Introduction to Youtubers and Bloggers
Anyone can create a channel and upload videos using the YouTube platform, which is a part of the US-based Google corporation. In return, the company makes revenue by displaying advertisements and other promotional content on the videos it serves. One who manages a channel on YouTube is known as a “YouTuber.” According to YouTube policy, a YouTuber can start making money when their channel reaches a set number of subscribers and when their videos get a certain amount of views.
A blogger is a person who offers space for brands to display their advertisements. To serve as advertising channels, facilitator agencies act as a middleman between bloggers and businesses. Bloggers generally rely on advertising networks like Google AdSense to earn from clicks on the advertisements they place on their blogs. Bloggers will not be aware of the marketers using the Google AdSense system, which serves as a medium.
Can a Youtuber and blogger’s income be referred to as ‘Supply’?

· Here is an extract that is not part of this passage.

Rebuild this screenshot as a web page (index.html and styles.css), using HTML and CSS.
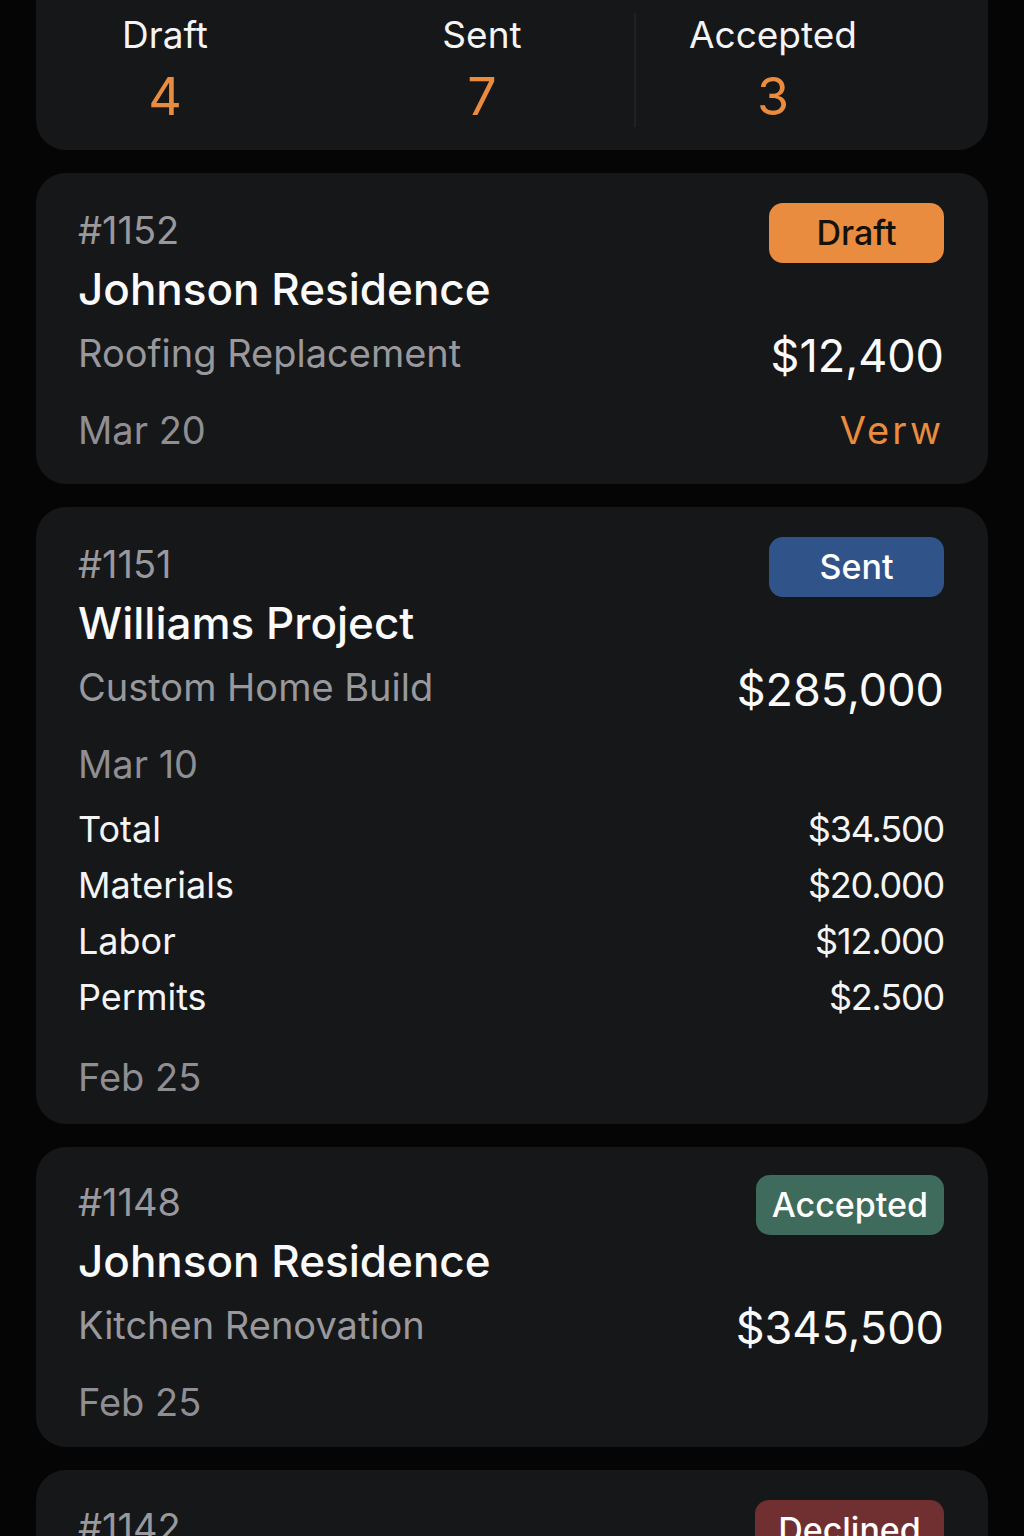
FILE: index.html
```html
<!DOCTYPE html>
<html lang="en">
<head>
    <meta charset="UTF-8">
    <meta name="viewport" content="width=device-width, initial-scale=1.0">
    <title>Estimates</title>
    <link rel="stylesheet" href="styles.css">
</head>
<body>
    <div class="list">
        <div class="stats">
            <div class="stat">
                <div class="stat-label">Draft</div>
                <div class="stat-value">4</div>
            </div>
            <div class="stat stat-sent">
                <div class="stat-label">Sent</div>
                <div class="stat-value">7</div>
            </div>
            <div class="stat stat-last">
                <div class="stat-label">Accepted</div>
                <div class="stat-value">3</div>
            </div>
        </div>

        <div class="card">
            <div class="row-top">
                <span class="num">#1152</span>
                <span class="badge badge-draft">Draft</span>
            </div>
            <div class="title">Johnson Residence</div>
            <div class="row-mid">
                <span class="sub">Roofing Replacement</span>
                <span class="amount">$12,400</span>
            </div>
            <div class="row-date">
                <span class="date">Mar 20</span>
                <span class="view">Verw</span>
            </div>
        </div>

        <div class="card card-long">
            <div class="row-top">
                <span class="num">#1151</span>
                <span class="badge badge-sent">Sent</span>
            </div>
            <div class="title">Williams Project</div>
            <div class="row-mid">
                <span class="sub">Custom Home Build</span>
                <span class="amount">$285,000</span>
            </div>
            <div class="row-date">
                <span class="date">Mar 10</span>
            </div>
            <div class="breakdown">
                <div class="line"><span>Total</span><span class="line-value">$34.500</span></div>
                <div class="line"><span>Materials</span><span class="line-value">$20.000</span></div>
                <div class="line"><span>Labor</span><span class="line-value">$12.000</span></div>
                <div class="line"><span>Permits</span><span class="line-value">$2.500</span></div>
            </div>
            <div class="row-date row-date-end">
                <span class="date">Feb 25</span>
            </div>
        </div>

        <div class="card card-short">
            <div class="row-top">
                <span class="num">#1148</span>
                <span class="badge badge-accepted">Accepted</span>
            </div>
            <div class="title">Johnson Residence</div>
            <div class="row-mid">
                <span class="sub">Kitchen Renovation</span>
                <span class="amount">$345,500</span>
            </div>
            <div class="row-date">
                <span class="date">Feb 25</span>
            </div>
        </div>

        <div class="card">
            <div class="row-top">
                <span class="num">#1142</span>
                <span class="badge badge-declined">Declined</span>
            </div>
            <div class="title">Smith Residence</div>
            <div class="row-mid">
                <span class="sub">Deck Addition</span>
                <span class="amount">$18,900</span>
            </div>
        </div>
    </div>
</body>
</html>
```

FILE: styles.css
```css
body {
    margin: 0;
    background: #050505;
    font-family: Inter, "Noto Sans", sans-serif;
    color: #f4f4f5;
    overflow: hidden;
}
.list {
    margin: 0 36px;
    display: flex;
    flex-direction: column;
    gap: 23px;
}
.stats {
    margin-top: -30px;
    padding: 43px 0 23px;
    background: #161719;
    border-radius: 30px;
    display: grid;
    grid-template-columns: 258px 340px 276px;
}
.stat {
    text-align: center;
}
.stat-sent {
    padding-left: 36px;
}
.stat-last {
    border-left: 2px solid #202124;
}
.stat-label {
    font-size: 37px;
    line-height: 44px;
}
.stat-value {
    margin-top: 10px;
    font-size: 52px;
    line-height: 60px;
    color: #e98c3f;
}
.card {
    background: #161719;
    border-radius: 30px;
    padding: 30px 44px 31px 42px;
}
.card-long {
    padding-bottom: 24px;
}
.card-short {
    padding-top: 28px;
    padding-bottom: 22px;
}
.row-top {
    display: flex;
    justify-content: space-between;
    align-items: center;
    height: 60px;
}
.num {
    font-size: 38px;
    color: #98989d;
    margin-bottom: 6px;
}
.badge {
    min-width: 175px;
    box-sizing: border-box;
    height: 60px;
    padding: 0 16px;
    border-radius: 14px;
    font-size: 34px;
    font-weight: 500;
    line-height: 60px;
    text-align: center;
    color: #fff;
}
.badge-draft {
    background: #e98c3f;
    color: #15100a;
}
.badge-sent {
    background: #30548a;
}
.badge-accepted {
    background: #3e6b5b;
}
.badge-declined {
    min-width: 189px;
    background: #702f31;
}
.title {
    font-size: 44px;
    font-weight: 500;
    line-height: 52px;
    color: #fafafa;
}
.row-mid {
    margin-top: 15px;
    display: flex;
    justify-content: space-between;
    align-items: flex-start;
}
.sub {
    font-size: 38px;
    line-height: 46px;
    color: #98989d;
}
.amount {
    font-size: 45px;
    line-height: 52px;
    color: #fafafa;
}
.row-date {
    margin-top: 25px;
    display: flex;
    justify-content: space-between;
}
.date {
    font-size: 38px;
    line-height: 46px;
    color: #8e8e93;
}
.view {
    font-size: 38px;
    line-height: 46px;
    color: #e98c3f;
    letter-spacing: 3px;
}
.breakdown {
    margin-top: 14px;
}
.line {
    display: flex;
    justify-content: space-between;
    font-size: 36px;
    line-height: 56px;
    color: #f4f4f5;
}
.line-value {
    letter-spacing: -1.2px;
}
.row-date-end {
    margin-top: 29px;
}
```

The sale of goods or services is defined as a supply under GST. A “supply” under the GST is defined under Section 7 of the CGST Act. Only transactions that are covered by the supply definition are subject to GST returns. In addition, supplying goods or services in exchange for money will be counted as a supply. The CGST Act also defines “service” as anything other than goods, money, and securities. It also includes financial activity, unless the conversion is individually invoiced for a fee. YouTube users offer services by publishing videos and other content on their channels with the intention of making money and offering a platform for advertising. Bloggers provide services by giving a platform for advertisers to display and monetize their adverts.
Blogger services can be considered online database access and information retrieval services. Online Information and Database Access or Retrieval (OIDAR) services, as defined by Section 2(17) of the IGST Act, are services that use information technology to transmit information over the internet or another electronic network, including online advertising services.
Cases in which blogging and YouTuber services are supplied and taxed under the GST
When the supplier is based in India but the receiver and site of supply are both outside of India, the export of services is regarded as a supply under GST. Receiving consideration must be done in a convertible foreign currency, and the supply and beneficiary cannot be two separate establishments of the same individual.
There is a certain criteria of requirements which makes bloggers eligible to export services. Therefore, no GST in India is imposed as both the beneficiary and the location of the supply are outside the taxable area. Additionally, exporting goods and services is considered a zero-rated supply under Section 16(1)(a) of the IGST Act. In other words, a YouTube user provides Google AdSense with zero-rated services in exchange for the company placing adverts on the YouTube video. As a result, there are two choices available to YouTubers and bloggers who provide services to clients outside of India, such as Google, Youtube, etc. People must either pay GST on Youtuber revenue and then claim it back as a refund, or they must export services under the protection of a bond or Letter of Undertaking (LUT) in Form RFD-11 without paying GST.
GST rate for bloggers’ and YouTubers’
The GST rate that applies to the services provided by YouTubers and bloggers is 18% (i.e., 9% CGST, 9% SGST, or 18% IGST). This rate applies only if the YouTuber is required to register for GST or is already registered for GST. Wherever YouTubers or bloggers export services, they are regarded as zero-rated supplies, thus no GST is applied.
A GST invoice must be issued for every service delivered, and the invoice must precisely mention the invoice number, date of invoice, value of services offered, and GST rate, among other things. YouTubers and bloggers can raise a GST invoice in any manner, however, the law requires that certain things be listed on all GST invoices. All invoice information must be included in Form GSTR-1 of the GST returns. According to GST regulations, all invoices must be raised properly. Bloggers and YouTubers must submit GSTR-1 and GSTR-3B tax returns.